In the Renaissance art of the 15th and 16th centuries, it was one of the two most often painted roses
— Rosa alba being the other. As such, its red color (really a deep pink) represented the blood of Christian
martyrs. In fact, the petals of this rose were dried and rolled into beads, then strung into what became the
rosary and from which the rosary received its name.
The Apothecary’s Rose, known to botanists as Rosa gallica officinalis, is one of the most celebrated of all ancient roses.
The Apothecary’s Rose dates back much further in history than the Renaissance, however. Believed to have come from ancient
Persia, not much is known about the rose prior to the 7th century when Islam swept through the area and zealots destroyed
much of the texts of that time. Persian legends maintain that the rose’s red coloration came about because a nightengale
so dearly loved the white rose, it grasped it tightly and the thorns pierced its breast; its blood turned the white rose
red. Hence, the rose was called The Red Damask.
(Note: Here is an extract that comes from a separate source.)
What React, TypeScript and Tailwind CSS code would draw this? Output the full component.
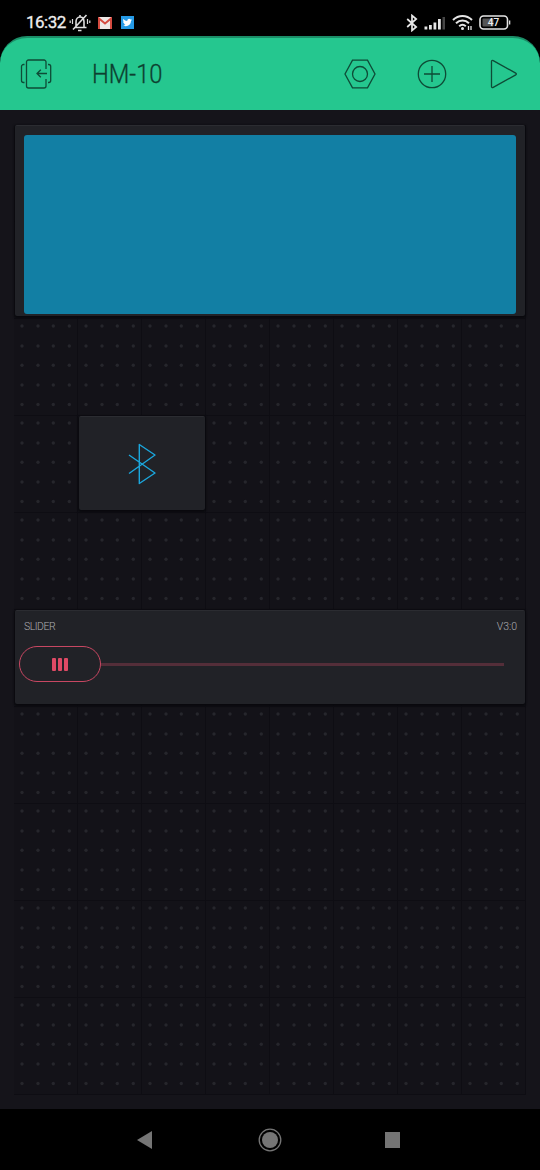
import React from "react";

const COLS = 8;
const ROWS = 10;
const DOT_X = [8, 24, 39.3, 55.3];
const DOT_Y = [7, 27, 46.2, 66, 85.5];

function Cell() {
  return (
    <div className="border-r border-b border-[#0e0d13] bg-[#131218]">
      <svg width="63" height="96" className="block">
        {DOT_Y.map((y) => DOT_X.map((x) => <circle key={`${x}-${y}`} cx={x} cy={y} r="1.7" fill="#26262c" />))}
      </svg>
    </div>
  );
}

function StatusBar() {
  return (
    <div className="flex h-9 items-end justify-between pr-[29px] pl-[26px]">
      <div className="flex h-[27px] items-center">
        <span className="w-10 text-[17px] leading-none tracking-[-0.5px] text-[#eeeeee] [-webkit-text-stroke:0.3px]">16:32</span>
        <svg width="22" height="20" viewBox="0 0 22 20" className="ml-[3px]" fill="none" stroke="#dedede" strokeWidth="1.6">
          <path d="M5.500 14.500h12M7 14V9c0-3 1.500-5 4-5s4 2 4 5v5M11 4V2M9 17.500h3.500M4 16.500 17.500 2" />
          <path d="M3.500 6v5M18.500 6v5M1.200 7.500v2.500M20.800 7.500v2.500" strokeWidth="1.200" />
        </svg>
        <svg width="14" height="12" viewBox="0 0 14 12" className="ml-[7px]">
          <rect width="14" height="12" rx="1" fill="#eee7e5" />
          <path d="M1 12V1.500L7 6.500l6-5V12" fill="none" stroke="#d54b40" strokeWidth="2" />
        </svg>
        <svg width="13" height="13" viewBox="0 0 13 13" className="ml-[9px]">
          <rect width="13" height="13" fill="#259ae6" />
          <path d="M2.300 3c1.200 1.300 2.400 1.900 4 2C6 3.300 8.100 2 9.500 3.400l1.300-.4-.7 1.200.7.100-.9.900c0 3.500-3.800 6.200-7.700 4.300 1 0 1.700-.2 2.400-.7-.9-.1-1.400-.6-1.600-1.300h.7C2.600 7 2.100 6.300 2.100 5.400l.8.200C2 4.800 1.900 3.900 2.300 3Z" fill="white" />
        </svg>
      </div>
      <div className="flex h-[27px] items-center">
        <svg width="12" height="18" viewBox="0 0 12 18" fill="none" stroke="#e8e8e8" strokeWidth="1.700">
          <path d="m1.200 5 9 8L6 16.500V1.500L10.200 5l-9 8" />
        </svg>
        <svg width="22" height="14" viewBox="0 0 22 14" className="ml-[6px]">
          <path d="M.5 10.500h2.800v3H.5zM5 9h2.800v4.500H5zM9.500 6.500h2.800v7H9.500zM14 3h2.800v10.500H14z" fill="#e5e5e5" />
          <path d="M18.500 1h2.500v12.500h-2.500z" fill="#454545" />
        </svg>
        <svg width="21" height="17" viewBox="0 0 21 17" className="ml-[6px]" fill="none" stroke="#e5e5e5" strokeWidth="2">
          <path d="M1 6c5.500-5.300 13.500-5.300 19 0M4 9.300c3.800-3.600 9.200-3.600 13 0M7.200 12.300c2-1.800 4.600-1.800 6.600 0" />
          <circle cx="10.500" cy="14.500" r="1.500" fill="#e5e5e5" stroke="none" />
          <path d="M16.500 12v4M19 12v4" strokeWidth="1.300" />
        </svg>
        <svg width="32" height="15" viewBox="0 0 32 15" className="ml-[6px]">
          <rect x="1" y="1" width="27.500" height="13" rx="3.500" fill="none" stroke="#e5e5e5" strokeWidth="1.600" />
          <rect x="3.500" y="3.500" width="11" height="8" rx="1" fill="#555" />
          <path d="M30 5.500h1.300v4H30z" fill="#ddd" />
          <text x="14.500" y="11" textAnchor="middle" fontSize="10" fontWeight="500" fill="#eeeeee">47</text>
        </svg>
      </div>
    </div>
  );
}

function Header() {
  return (
    <header className="flex h-[74px] items-center rounded-t-[27px] border-t-2 border-[#1c8e68] bg-[#25c78f] pr-[22px] pl-5 text-[#0e4b36]">
      <svg width="32" height="30" viewBox="0 0 32 30" fill="none" stroke="currentColor" strokeWidth="1.300">
        <path d="M26 10V3a2 2 0 0 0-2-2H8.500a2 2 0 0 0-2 2v24a2 2 0 0 0 2 2H24a2 2 0 0 0 2-2v-7" />
        <path d="M27 14.500H17m3.800-3.800L17 14.500l3.800 3.800M4.500 5.500h-1a2 2 0 0 0-2 2v14a2 2 0 0 0 2 2h1M28 5.500h.7a2 2 0 0 1 2 2v14a2 2 0 0 1-2 2H28" />
      </svg>
      <h1 className="ml-10 w-[106px] origin-left scale-x-[.95] text-[25px] leading-none font-light whitespace-nowrap text-[#0d3f30] [-webkit-text-stroke:0.3px]">HM-10</h1>
      <div className="ml-auto flex items-center">
        <svg width="32" height="30" viewBox="0 0 32 30" className="mr-[41px]" fill="none" stroke="currentColor" strokeWidth="1.300">
          <path d="M8.500 1.200h15L31 15l-7.500 13.800h-15L1 15Z" />
          <circle cx="16" cy="15" r="7.500" />
        </svg>
        <svg width="30" height="30" viewBox="0 0 30 30" className="mr-[43px]" fill="none" stroke="currentColor" strokeWidth="1.300">
          <circle cx="15" cy="15" r="13.700" />
          <path d="M15 7v16M7 15h16" />
        </svg>
        <svg width="28" height="30" viewBox="0 0 28 30" fill="none" stroke="currentColor" strokeWidth="1.300">
          <path d="M1.500 2.500c0-1 .8-1.400 1.700-.9l22.500 12.500c.9.500.9 1.300 0 1.800L3.200 28.400c-.9.500-1.700.1-1.700-.9Z" />
        </svg>
      </div>
    </header>
  );
}

const card = "z-10 mr-[1px] mb-[3px] ml-[1px] rounded-[2px] border-t border-[#2b2c31] bg-[#212227] shadow-[0_1px_2px_1px_#09090d]";

function Board() {
  return (
    <main className="h-[999px] bg-[#15141a] pt-[15px] pl-[14px]">
      <div className="grid h-[970px] w-[512px] grid-cols-[repeat(8,64px)] grid-rows-[repeat(10,97px)]">
        {Array.from({ length: ROWS * COLS }, (_, i) => {
          const row = Math.floor(i / COLS) + 1;
          const col = (i % COLS) + 1;
          return (
            <div key={i} className="grid" style={{ gridRow: row, gridColumn: col }}>
              <Cell />
            </div>
          );
        })}

        <section className={`${card} col-span-full col-start-1 row-span-2 row-start-1 px-[9px] pt-[9px] pb-[2px]`}>
          <div className="h-full rounded-[3px] bg-[#127fa4]" />
        </section>

        <section className={`${card} col-span-2 col-start-2 row-start-4 flex items-center justify-center`}>
          <svg width="28" height="42" viewBox="0 0 28 42" fill="none" stroke="#1ba6dc" strokeWidth="1.400" strokeLinejoin="round">
            <path d="m1 12 26 18-15.700 10.500V1.500L27 12 1 30.500" />
          </svg>
        </section>

        <section className={`${card} col-span-full col-start-1 row-start-6`}>
          <div className="flex h-[35px] justify-between pt-[9px] pr-[8px] pl-[9px] text-[10.500px] leading-[13px] font-light text-[#aeafb3]">
            <span className="tracking-[-0.5px]">SLIDER</span>
            <span>V3:0</span>
          </div>
          <div className="flex items-center pr-[21px] pl-1">
            <div className="flex h-[36px] w-[82px] items-center justify-center gap-[2px] rounded-full border border-[#c84762]">
              <i className="h-[13px] w-1 rounded-[1px] bg-[#de4a65]" />
              <i className="h-[13px] w-1 rounded-[1px] bg-[#de4a65]" />
              <i className="h-[13px] w-1 rounded-[1px] bg-[#de4a65]" />
            </div>
            <div className="h-[3px] flex-1 bg-[#542e39]" />
          </div>
        </section>
      </div>
    </main>
  );
}

function NavigationBar() {
  return (
    <nav className="flex h-[61px] items-center justify-between bg-black pr-[140px] pl-[137px]">
      <svg width="15" height="18" viewBox="0 0 15 18"><path d="M0 9 15 0v18Z" fill="#757575" /></svg>
      <svg width="24" height="24" viewBox="0 0 24 24" className="ml-[3px]">
        <circle cx="12" cy="12" r="10.800" fill="none" stroke="#757575" strokeWidth="1.300" />
        <circle cx="12" cy="12" r="8" fill="#757575" />
      </svg>
      <div className="h-4 w-[15px] bg-[#757575]" />
    </nav>
  );
}

export default function App() {
  return (
    <div className="h-[1170px] w-[540px] overflow-hidden bg-black font-['Roboto','Liberation_Sans',sans-serif]">
      <StatusBar />
      <Header />
      <Board />
      <NavigationBar />
    </div>
  );
}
The rose came to Europe, depending upon whose text you read, either in the 12th or 13th century. Everyone agrees, however,
it came via noble knights returning from the Crusades.
One story, the English side and by far the more colorful, says that the rose was returned to King Louis VII after the Second
Crusade in Syria. Since England, in those days, also included Normandy, Brittany and Aquitaine, the rose made its way to
King Henry II. (Henry II, as you may remember, was the first to implement the jury system in adjudication.) Henry had
married Queen Eleanor of Aquitaine, but had done so probably out of need to solidify the kingdom. As it sometimes happens,
Henry had a mistress named Jane Clifford, later renamed (according to legend) The Fair Rosamond. Queen Eleanor got wind of
this affair, concocted a poison to give her husband’s mistress, and disguised the deadly potion with the oil of the
Apothecary’s Rose and R. alba. After Rosamond’s death, so the legend goes, a new rose sprouted outside the castle —
one of both red and white stripes — called Rosa mundi. To this day, R. mundi, a genetic “sport” of the Apothecary’s
Rose, will sometimes revert to its original heritage.
By the middle of the 15th century, civil wars in medieval England had broken out in a melee of power grabs for the
throne — known to historians as the War of Roses. The Apothecary’s Rose had become the symbol of the House of
Lancaster (and renamed The Red Rose of Lancaster); the white R. alba, the symbol of the House of York. After
Henry VII (“The Great Administrator”) came to power in 1485, he chose to symbolize the “marriage” of the warring
factions by creating a new symbol — the Apothecary’s Rose laid atop R. alba — and labeled it the Tudor Rose, to this
day still the emblem of England.
The other story of how the Apothecary’s Rose came to Europe, the French side, is less dramatic. It is believed to have
been returned to the Castle of Provins, a city close to Paris, by Thibault IV in 1250 upon his return from the Seventh
Crusade. (Thibault died just three years later — apparently not because of the rose, however.) Provins became the
European capital for the Apothecary’s Rose and it was renamed The Rose of Provins.